### Exercise details
Below are some records. Copy every line in them that holds "components".

[Rows from a dataset of pages and code]

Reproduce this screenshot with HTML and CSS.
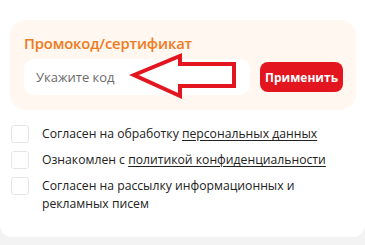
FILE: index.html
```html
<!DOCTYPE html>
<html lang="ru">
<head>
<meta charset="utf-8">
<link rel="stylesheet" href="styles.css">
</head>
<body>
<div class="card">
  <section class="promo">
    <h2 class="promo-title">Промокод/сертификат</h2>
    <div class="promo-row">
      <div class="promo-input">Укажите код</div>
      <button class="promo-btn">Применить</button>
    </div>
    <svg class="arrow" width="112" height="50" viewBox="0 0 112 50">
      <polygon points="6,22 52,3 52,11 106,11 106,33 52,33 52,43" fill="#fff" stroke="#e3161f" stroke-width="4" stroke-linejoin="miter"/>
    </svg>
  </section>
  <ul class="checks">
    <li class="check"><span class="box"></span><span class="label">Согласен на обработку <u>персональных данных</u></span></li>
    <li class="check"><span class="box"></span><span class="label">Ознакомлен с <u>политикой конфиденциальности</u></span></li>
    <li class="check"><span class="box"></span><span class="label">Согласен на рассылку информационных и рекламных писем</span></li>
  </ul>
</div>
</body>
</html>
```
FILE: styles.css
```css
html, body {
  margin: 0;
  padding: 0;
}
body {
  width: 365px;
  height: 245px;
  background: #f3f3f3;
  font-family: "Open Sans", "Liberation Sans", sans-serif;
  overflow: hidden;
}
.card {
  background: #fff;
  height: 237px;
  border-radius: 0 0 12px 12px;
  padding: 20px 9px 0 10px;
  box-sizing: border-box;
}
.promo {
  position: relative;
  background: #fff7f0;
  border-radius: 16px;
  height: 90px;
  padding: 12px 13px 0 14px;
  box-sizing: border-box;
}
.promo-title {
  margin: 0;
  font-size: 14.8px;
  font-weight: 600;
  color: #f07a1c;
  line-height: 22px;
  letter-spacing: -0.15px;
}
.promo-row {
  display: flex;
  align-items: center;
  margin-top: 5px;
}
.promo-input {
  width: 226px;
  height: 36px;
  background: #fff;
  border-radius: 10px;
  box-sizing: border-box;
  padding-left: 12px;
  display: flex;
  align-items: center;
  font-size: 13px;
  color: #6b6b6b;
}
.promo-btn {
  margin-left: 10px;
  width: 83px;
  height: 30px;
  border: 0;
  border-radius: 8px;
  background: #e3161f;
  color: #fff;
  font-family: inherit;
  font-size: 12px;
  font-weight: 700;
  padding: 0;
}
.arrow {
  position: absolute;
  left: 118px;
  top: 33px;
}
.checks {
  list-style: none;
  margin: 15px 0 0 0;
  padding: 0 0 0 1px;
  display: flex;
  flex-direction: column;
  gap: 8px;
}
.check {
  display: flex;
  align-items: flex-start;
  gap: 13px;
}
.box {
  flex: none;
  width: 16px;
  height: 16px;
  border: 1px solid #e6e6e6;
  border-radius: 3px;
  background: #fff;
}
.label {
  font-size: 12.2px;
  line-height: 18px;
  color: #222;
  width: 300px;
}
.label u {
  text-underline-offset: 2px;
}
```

---

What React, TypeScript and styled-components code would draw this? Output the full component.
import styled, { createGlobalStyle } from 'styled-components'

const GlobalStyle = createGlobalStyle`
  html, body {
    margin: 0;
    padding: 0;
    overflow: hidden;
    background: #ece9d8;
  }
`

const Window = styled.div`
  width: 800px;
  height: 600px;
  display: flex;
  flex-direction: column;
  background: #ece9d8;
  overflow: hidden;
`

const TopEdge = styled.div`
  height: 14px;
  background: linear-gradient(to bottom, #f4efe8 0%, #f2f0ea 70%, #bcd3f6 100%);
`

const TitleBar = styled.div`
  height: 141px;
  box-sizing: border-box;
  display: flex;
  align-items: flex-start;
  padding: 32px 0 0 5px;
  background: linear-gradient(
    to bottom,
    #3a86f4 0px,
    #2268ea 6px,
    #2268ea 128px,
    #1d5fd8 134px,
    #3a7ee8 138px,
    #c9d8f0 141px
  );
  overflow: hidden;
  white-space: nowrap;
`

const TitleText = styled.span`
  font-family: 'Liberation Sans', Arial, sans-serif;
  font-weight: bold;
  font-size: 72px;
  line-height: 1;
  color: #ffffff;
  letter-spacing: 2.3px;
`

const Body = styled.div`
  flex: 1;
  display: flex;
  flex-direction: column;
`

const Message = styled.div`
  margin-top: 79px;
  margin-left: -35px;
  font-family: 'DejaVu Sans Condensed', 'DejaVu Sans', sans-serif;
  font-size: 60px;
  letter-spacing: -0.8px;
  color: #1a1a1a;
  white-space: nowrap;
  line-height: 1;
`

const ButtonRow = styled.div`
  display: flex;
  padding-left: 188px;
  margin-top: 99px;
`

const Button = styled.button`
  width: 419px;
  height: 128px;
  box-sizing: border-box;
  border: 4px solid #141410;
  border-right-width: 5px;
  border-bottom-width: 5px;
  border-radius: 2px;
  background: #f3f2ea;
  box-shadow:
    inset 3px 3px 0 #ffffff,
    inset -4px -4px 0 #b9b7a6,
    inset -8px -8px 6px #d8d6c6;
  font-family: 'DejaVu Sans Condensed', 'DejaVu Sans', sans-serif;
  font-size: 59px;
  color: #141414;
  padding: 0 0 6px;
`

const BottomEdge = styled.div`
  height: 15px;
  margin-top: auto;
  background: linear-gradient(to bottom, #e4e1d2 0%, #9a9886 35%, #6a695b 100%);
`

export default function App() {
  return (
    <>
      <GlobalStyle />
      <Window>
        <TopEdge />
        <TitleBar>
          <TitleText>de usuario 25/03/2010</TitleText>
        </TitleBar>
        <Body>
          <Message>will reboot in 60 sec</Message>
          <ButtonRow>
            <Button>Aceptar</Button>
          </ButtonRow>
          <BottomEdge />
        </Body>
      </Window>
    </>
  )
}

==

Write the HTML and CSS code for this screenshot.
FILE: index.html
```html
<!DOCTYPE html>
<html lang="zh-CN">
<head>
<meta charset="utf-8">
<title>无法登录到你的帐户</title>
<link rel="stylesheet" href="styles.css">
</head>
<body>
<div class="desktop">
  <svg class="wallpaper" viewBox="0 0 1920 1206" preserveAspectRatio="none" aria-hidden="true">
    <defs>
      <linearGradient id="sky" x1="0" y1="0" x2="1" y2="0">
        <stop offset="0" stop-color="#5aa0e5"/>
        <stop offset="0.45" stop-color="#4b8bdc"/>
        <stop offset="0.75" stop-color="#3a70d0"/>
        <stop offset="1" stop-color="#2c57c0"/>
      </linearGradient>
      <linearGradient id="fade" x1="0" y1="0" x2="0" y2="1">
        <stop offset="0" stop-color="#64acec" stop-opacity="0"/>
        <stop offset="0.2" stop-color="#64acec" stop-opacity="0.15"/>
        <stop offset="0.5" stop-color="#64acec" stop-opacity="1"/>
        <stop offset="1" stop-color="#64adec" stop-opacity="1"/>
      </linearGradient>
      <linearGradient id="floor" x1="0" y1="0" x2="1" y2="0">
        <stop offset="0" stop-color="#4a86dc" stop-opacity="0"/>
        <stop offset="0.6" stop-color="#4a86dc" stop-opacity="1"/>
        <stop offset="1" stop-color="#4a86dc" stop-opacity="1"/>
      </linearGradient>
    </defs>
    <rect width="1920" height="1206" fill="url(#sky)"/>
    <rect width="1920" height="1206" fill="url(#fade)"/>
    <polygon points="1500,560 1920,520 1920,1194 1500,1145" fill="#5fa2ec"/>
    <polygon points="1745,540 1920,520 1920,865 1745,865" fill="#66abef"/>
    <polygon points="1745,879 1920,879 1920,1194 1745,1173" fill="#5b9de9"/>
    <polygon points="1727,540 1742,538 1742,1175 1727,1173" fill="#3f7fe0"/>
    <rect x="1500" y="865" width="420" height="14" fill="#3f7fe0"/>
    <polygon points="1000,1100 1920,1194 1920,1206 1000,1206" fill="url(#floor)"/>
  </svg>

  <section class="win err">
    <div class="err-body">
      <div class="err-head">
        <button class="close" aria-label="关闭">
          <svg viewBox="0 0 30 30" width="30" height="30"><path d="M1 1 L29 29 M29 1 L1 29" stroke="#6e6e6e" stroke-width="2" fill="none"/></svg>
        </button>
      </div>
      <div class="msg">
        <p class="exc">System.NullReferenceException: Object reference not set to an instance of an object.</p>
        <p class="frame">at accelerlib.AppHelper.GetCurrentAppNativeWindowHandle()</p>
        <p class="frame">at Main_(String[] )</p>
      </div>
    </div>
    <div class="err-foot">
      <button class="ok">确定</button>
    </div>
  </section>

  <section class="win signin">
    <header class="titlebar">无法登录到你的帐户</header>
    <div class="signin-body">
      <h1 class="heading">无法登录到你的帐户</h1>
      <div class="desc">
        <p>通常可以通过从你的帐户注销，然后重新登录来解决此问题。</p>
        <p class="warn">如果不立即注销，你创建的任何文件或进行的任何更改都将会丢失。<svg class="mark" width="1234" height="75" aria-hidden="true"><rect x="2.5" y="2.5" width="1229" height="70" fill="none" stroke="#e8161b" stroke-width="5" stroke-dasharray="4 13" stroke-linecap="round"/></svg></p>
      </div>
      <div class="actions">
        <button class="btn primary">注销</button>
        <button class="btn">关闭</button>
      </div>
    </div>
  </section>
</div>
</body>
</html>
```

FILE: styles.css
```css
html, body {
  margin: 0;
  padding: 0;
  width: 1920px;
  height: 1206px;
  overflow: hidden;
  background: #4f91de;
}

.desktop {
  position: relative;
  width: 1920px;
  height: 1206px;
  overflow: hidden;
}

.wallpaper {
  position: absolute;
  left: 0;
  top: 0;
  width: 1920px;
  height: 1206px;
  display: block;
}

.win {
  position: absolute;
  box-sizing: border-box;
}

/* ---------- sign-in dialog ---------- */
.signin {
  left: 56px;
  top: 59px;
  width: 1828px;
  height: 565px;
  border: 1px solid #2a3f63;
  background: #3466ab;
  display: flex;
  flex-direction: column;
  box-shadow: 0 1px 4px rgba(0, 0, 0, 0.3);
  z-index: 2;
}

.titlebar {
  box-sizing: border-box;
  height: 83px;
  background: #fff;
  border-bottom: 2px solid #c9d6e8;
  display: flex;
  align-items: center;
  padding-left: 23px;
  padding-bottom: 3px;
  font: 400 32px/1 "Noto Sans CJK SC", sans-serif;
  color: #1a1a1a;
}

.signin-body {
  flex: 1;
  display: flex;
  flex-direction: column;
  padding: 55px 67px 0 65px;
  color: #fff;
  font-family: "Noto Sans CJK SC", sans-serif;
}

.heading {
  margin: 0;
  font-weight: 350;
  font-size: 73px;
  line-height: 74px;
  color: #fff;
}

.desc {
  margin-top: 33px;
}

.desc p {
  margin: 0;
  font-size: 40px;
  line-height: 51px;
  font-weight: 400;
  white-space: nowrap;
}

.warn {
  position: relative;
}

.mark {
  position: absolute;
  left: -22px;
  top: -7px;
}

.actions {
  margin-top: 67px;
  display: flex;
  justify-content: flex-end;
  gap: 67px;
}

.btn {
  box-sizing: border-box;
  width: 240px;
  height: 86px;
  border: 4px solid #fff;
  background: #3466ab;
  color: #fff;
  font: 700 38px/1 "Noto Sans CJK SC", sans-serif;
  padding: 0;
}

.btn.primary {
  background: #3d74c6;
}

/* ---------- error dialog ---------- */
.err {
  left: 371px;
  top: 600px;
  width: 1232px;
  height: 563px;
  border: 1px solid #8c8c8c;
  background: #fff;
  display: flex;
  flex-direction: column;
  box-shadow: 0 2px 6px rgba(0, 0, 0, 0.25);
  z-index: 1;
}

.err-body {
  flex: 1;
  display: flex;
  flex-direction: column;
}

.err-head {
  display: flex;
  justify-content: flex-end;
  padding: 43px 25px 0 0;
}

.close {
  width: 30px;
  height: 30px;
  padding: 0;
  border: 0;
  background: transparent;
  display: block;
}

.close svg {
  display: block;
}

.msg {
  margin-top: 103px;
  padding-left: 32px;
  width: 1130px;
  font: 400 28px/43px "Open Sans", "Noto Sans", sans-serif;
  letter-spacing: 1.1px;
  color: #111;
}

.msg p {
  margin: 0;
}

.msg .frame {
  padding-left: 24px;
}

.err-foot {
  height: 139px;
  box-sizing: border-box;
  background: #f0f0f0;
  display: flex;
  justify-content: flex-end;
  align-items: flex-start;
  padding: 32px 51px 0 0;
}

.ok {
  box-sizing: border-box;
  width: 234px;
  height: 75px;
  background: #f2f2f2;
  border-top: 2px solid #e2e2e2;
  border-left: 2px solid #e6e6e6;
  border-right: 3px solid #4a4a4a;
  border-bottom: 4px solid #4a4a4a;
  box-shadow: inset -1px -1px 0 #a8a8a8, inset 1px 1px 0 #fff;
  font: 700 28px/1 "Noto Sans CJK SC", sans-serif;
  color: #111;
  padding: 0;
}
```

### Output for this exercise
What React, TypeScript and styled-components code would draw this? Output the full component.
import styled, { createGlobalStyle } from 'styled-components'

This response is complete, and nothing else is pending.